Small Business Health Care Tax Credit

Your childcare center can benefit from the Small Business Health Care Tax Credit when you pay 50% of your full-time employees’ premium insurance cost. To qualify for the credit, the business must have fewer than 25 full-time employees, spend less than $50,000  in annual average wages, and offer Small Business Health Options Program (SHOP) coverage to all full-time employees. A part-time employee counts as a fraction of a full-time equivalent employee (for credit purposes, two half-time employees equal one full-time employee). This credit only applies to employee premiums and not dependents’ premiums.

Save money for your business

Tax saving strategies play a crucial role in the financial success of your childcare business. By implementing effective strategies like maximizing deductions, exploring tax credits, utilizing specialized software, and seeking professional advice, childcare providers can significantly reduce their tax liabilities and allocate resources more effectively.

Remember, every dollar saved in taxes can be reinvested in providing high-quality care for children and improving your business. So take the time to understand the specific tax benefits available to you, keep meticulous records, and stay updated with changes in tax laws and regulations. With a proactive approach to tax planning, you can optimize your tax savings and thrive in the competitive world of childcare.

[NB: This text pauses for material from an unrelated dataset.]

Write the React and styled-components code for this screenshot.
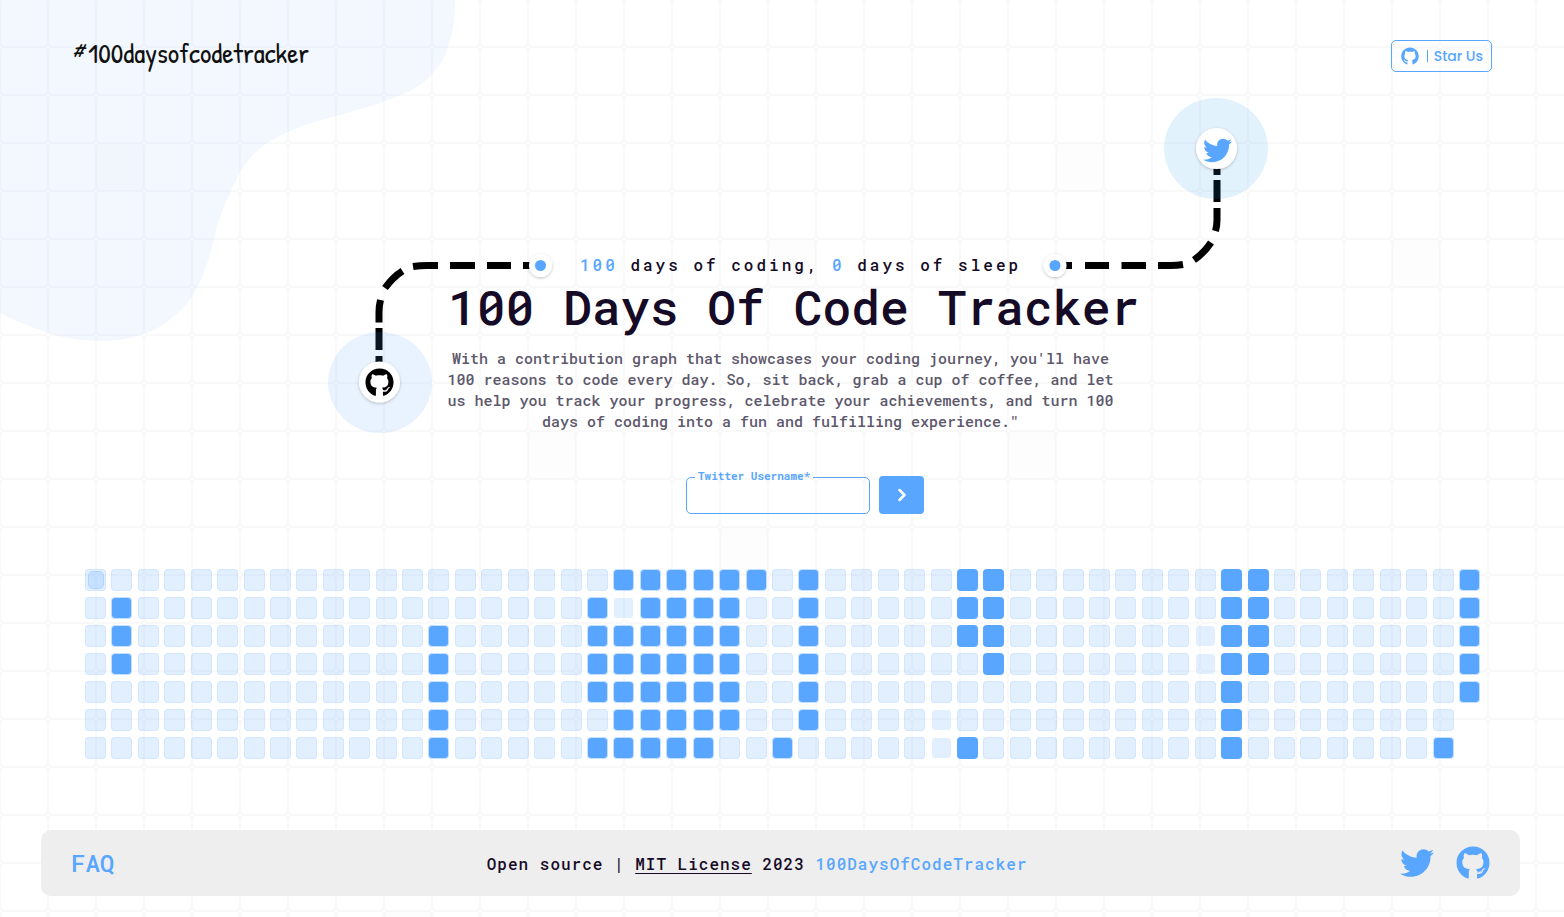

This article is designed to provide general information regarding the subject matter covered. It is not intended to serve as legal, tax, or other financial advice related to individual situations. Because each individual's legal, tax, and financial situation differs, specific advice should be tailored to the particular circumstances. For this reason, you are advised to consult with your own attorney, CPA, and/or other advisors regarding your specific situation.